Seguidamente Cagliero comenzó a rezar por el enfermo, pero, vencido por el sueño, se quedó dormido. Mas he aquí que, de pronto, el enfermero lo sacude e, indicándole a Gurgo, corre a llamar inmediatamente a don Víctor Alasonatti, que dormía en la habitación contigua.
Llegó éste, y al cabo de unos instantes Gurgo expiraba.
La desolación en la casa fue general. Cagliero se encontró por la mañana a don Bosco, que bajaba las escaleras para ir a celebrar; el buen padre estaba hondamente apenado, porque ya le habían comunicado la dolorosa noticia.

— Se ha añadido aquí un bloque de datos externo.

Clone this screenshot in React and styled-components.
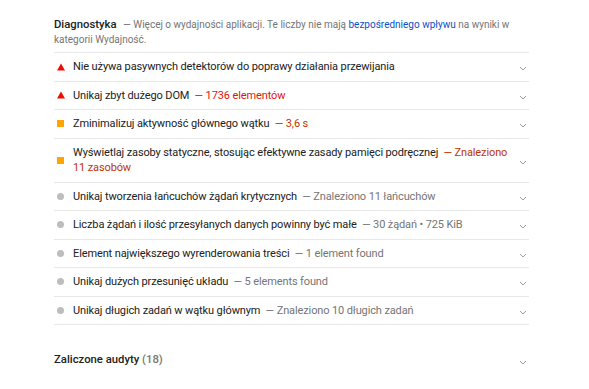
import React from "react";
import styled, { createGlobalStyle } from "styled-components";

const audits = [
	{ kind: "fail", title: "Nie używa pasywnych detektorów do poprawy działania przewijania" },
	{ kind: "fail", title: "Unikaj zbyt dużego DOM", value: "1736 elementów" },
	{ kind: "average", title: "Zminimalizuj aktywność głównego wątku", value: "3,6 s" },
	{
		kind: "average",
		title: "Wyświetlaj zasoby statyczne, stosując efektywne zasady pamięci podręcznej",
		value: "Znaleziono 11 zasobów",
	},
	{ kind: "info", title: "Unikaj tworzenia łańcuchów żądań krytycznych", value: "Znaleziono 11 łańcuchów" },
	{
		kind: "info",
		title: "Liczba żądań i ilość przesyłanych danych powinny być małe",
		value: "30 żądań • 725 KiB",
	},
	{ kind: "info", title: "Element największego wyrenderowania treści", value: "1 element found" },
	{ kind: "info", title: "Unikaj dużych przesunięć układu", value: "5 elements found" },
	{ kind: "info", title: "Unikaj długich zadań w wątku głównym", value: "Znaleziono 10 długich zadań" },
];

const valueColors = {
	fail: "#e3120b",
	average: "#c33300",
	info: "#757575",
};

const Chevron = () => (
	<svg width="8" height="5" viewBox="0 0 8 5">
		<path d="M1 1l3 3 3-3" fill="none" stroke="#9e9e9e" strokeWidth="1" />
	</svg>
);

const Icon = ({ kind }) => {
	if (kind === "fail") {
		return (
			<svg width="8" height="8" viewBox="0 0 8 8">
				<path d="M4 0.5L8 7.5H0z" fill="#eb0f00" />
			</svg>
		);
	}
	if (kind === "average") {
		return <AverageMark />;
	}
	return <InfoMark />;
};

const App = () => {
	return (
		<>
			<GlobalStyle />
			<StyledPage>
				<StyledHeader>
					<span className="title">Diagnostyka</span>
					<span className="desc">
						{" "}
						— Więcej o wydajności aplikacji. Te liczby nie mają{" "}
						<a href="#">bezpośredniego wpływu</a> na wyniki w kategorii Wydajność.
					</span>
				</StyledHeader>
				<StyledList>
					{audits.map((audit, index) => (
						<StyledRow key={index}>
							<StyledIconCell>
								<Icon kind={audit.kind} />
							</StyledIconCell>
							<StyledTitle>
								{audit.title}
								{audit.value && (
									<StyledValue $color={valueColors[audit.kind]}>
										{"  "}— {audit.value}
									</StyledValue>
								)}
							</StyledTitle>
							<StyledChevronCell>
								<Chevron />
							</StyledChevronCell>
						</StyledRow>
					))}
				</StyledList>
				<StyledPassed>
					<span>
						Zaliczone audyty <em>(18)</em>
					</span>
					<StyledChevronCell>
						<Chevron />
					</StyledChevronCell>
				</StyledPassed>
			</StyledPage>
		</>
	);
};

const GlobalStyle = createGlobalStyle`
	body {
		margin: 0;
		background: #fff;
		font-family: Roboto, "Noto Sans", sans-serif;
		color: #212121;
	}
`;

const StyledPage = styled.div`
	width: 475px;
	padding: 17px 0 0 54px;
`;

const StyledHeader = styled.div`
	font-size: 10px;
	line-height: 15px;
	padding-bottom: 5px;
	border-bottom: 1px solid #e8e8e8;

	.title {
		font-size: 11.3px;
		line-height: 15px;
		font-weight: 500;
		color: #212121;
		margin-right: 4px;
	}

	.desc {
		color: #757575;
	}

	a {
		color: #0c50c7;
		text-decoration: none;
	}
`;

const StyledList = styled.div`
	display: flex;
	flex-direction: column;
`;

const StyledRow = styled.div`
	display: flex;
	align-items: center;
	padding: 6px 0;
	border-bottom: 1px solid #e8e8e8;
	font-size: 11px;
	letter-spacing: -0.12px;
	line-height: 15.5px;
`;

const StyledIconCell = styled.div`
	width: 19px;
	flex-shrink: 0;
	display: flex;
	align-items: center;
	padding-left: 3px;
	box-sizing: border-box;
`;

const AverageMark = styled.span`
	display: block;
	width: 7px;
	height: 7px;
	background: #ffa400;
`;

const InfoMark = styled.span`
	display: block;
	width: 7px;
	height: 7px;
	border-radius: 50%;
	background: #bdbdbd;
`;

const StyledTitle = styled.div`
	flex: 1;
	color: #212121;
	white-space: pre-wrap;
	padding-right: 4px;
`;

const StyledValue = styled.span`
	color: ${(props) => props.$color};
`;

const StyledChevronCell = styled.div`
	width: 12px;
	display: flex;
	justify-content: center;
	flex-shrink: 0;
	padding-top: 4px;
`;

const StyledPassed = styled.div`
	display: flex;
	justify-content: space-between;
	align-items: center;
	margin-top: 27px;
	font-size: 11.3px;
	font-weight: 500;
	line-height: 16px;

	em {
		font-style: normal;
		color: #757575;
	}
`;

export default App;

En el Oratorio se comentó mucho esta muerte. Era la luna vigésima segunda aún no cumplida; y Gurgo, al morir el día 24 de diciembre antes de la aurora, había hecho que se cumpliese la segunda predicción de don Bosco, a saber, que no habría asistido a la fiesta de Navidad.
Después de la comida, jóvenes y clérigos rodearon silenciosos a don Bosco. De pronto el clérigo Juan Turchi le preguntó si Gurgo era el de las lunas.
— Sí, respondió don Bosco: él era; el mismo que vi en el sueño.
Seguidamente añadió:
— Os daríais cuenta de que yo, hace tiempo, lo puse a dormir en una habitación especial, recomendando a uno de mis mejores asistentes que llevase su cama a la misma habitación para que lo tuviese bajo su vigilancia. El asistente fue el clérigo Juan Cagliero.
Y volviéndose al aludido, le dijo:
— Otra vez no hagas tantas observaciones a lo que te diga don Bosco. ¿Comprendes ahora por qué yo no quería que abandonases la habitación en la que estaba aquel pobrecito? Tú me lo pediste insistentemente, pero yo no te lo concedía porque quería que Gurgo tuviese junto a sí a alguien que velase por él. Si él viviese todavía, podría dar testimonio de las muchas veces que le hablé, como quien no quiere la cosa, de la muerte, y de los cuidados que le prodigué, para prepararlo a un feliz tránsito.
«Entonces, escribe monseñor Cagliero, comprendí el motivo de las especiales recomendaciones que me hizo don Bosco y aprendí a conocer y apreciar mejor la importancia de sus palabras y de sus paternales avisos».
La noche anterior a la fiesta de Navidad, narra Pedro Enría, aún recuerdo que don Bosco subió a la tribuna mirando a su alrededor como si buscase a alguien. Y dijo:
— Es el primer joven que muere en el Oratorio. Ha hecho las cosas bien y esperamos que esté ya en el Paraíso. Os recomiendo a todos que estéis siempre preparados…
Y no pudo proseguir porque su corazón estaba muy dolorido. La muerte le había arrebatado un hijo».